Já foi dito muitas vezes, mas nunca é demais repetir o enorme marco histórico que foi esta legislatura. Lembro-me bem, no seu início, de participar em diversos debates televisivos, nos quais tinha de explicar o que resulta claro da Constituição: o Governo emana do Parlamento. Pela primeira vez, a esquerda entendia-se. Nunca mais seremos os mesmos, e ainda bem. As alternativas hipotéticas são hoje múltiplas, acabou a fatalidade do centro e se todos os partidos têm (de facto) a mesma dignidade, todas as correntes de pensamento democráticas representadas no Parlamento podem aspirar a fazer parte dos destinos da governação.
A primeira iniciativa legislativa que o PS apresentou foi a revogação do ataque que a direita fizera, à última hora, à lei da interrupção voluntária da gravidez (IVG), o qual atiraria, quase dez anos depois, as mulheres para o pesadelo do aborto clandestino. Começou, aí, a certeza de que esta direita que se diz liberal, mas que é bafienta e feroz no que toca aos direitos individuais, não tinha tido um momento infeliz, antes se reforçara com tropa ultramontana, devidamente acarinhada por uma certa imprensa. Resistiu à devolução da dignidade às mulheres, mas felizmente a maioria de esquerda repôs a normalidade de uma lei que, dez anos passados, resultou em menos interrupções de gravidezes, mais e mais acesso a consultas de planeamento familiar e no fim do pesadelo da morte das mulheres.
Com o PS no Governo foi possível, assim, construir uma sociedade mais justa e inclusiva, do ponto de vista das políticas económicas e sociais – com contas certas – ao mesmo tempo que se removeram obstáculos legais incompreensíveis do ponto de vista científico e constitucional à felicidade de adultos e crianças.
Nunca aceitamos o discurso da “hierarquia dos problemas”, como se políticas como o aumento anual das pensões, das prestações sociais, do abono de família ou a proibição das penhoras de casa de morada de família pelo fisco fossem incompatíveis com o fim da discriminação no acesso à adoção por casais do mesmo sexo, o reconhecimento da autodeterminação das pessoas transexuais e o alargamento das técnicas de procriação medicamente assistida a todas as mulheres, independentemente do seu estado civil ou da sua orientação sexual.

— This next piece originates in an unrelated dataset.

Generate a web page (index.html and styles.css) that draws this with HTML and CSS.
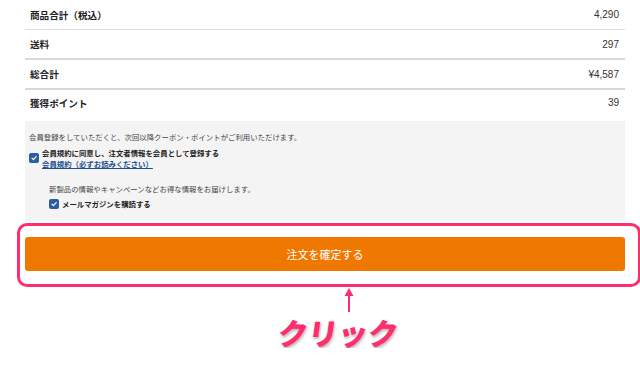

É precisamente pela conjugação dos dois tipos de políticas de forma tão bem-sucedida que me revejo totalmente numa nova aposta no PS. Se, por um lado, quero continuar a política feita em matéria de Estado Social e apostar na que foi apresentada em programa eleitoral, não quero uma direita pronta para emagrecer o melhor do Estado e tão horrorizada com os Direitos Humanos que junta quase todos os seus deputados para se dirigir ao Tribunal Constitucional pedindo para inconstitucionalizar a igualdade. Sim, estou a falar dos mais de oitenta deputados e deputadas que acham uma “porcaria” que o Estado se preocupe com o bem-estar dos jovens trans nas escolas. Chamam-lhe “ideologia”. À Constituição, portanto. Imagino que, qual Trump, amanhã chamarão o mesmo às alterações climáticas.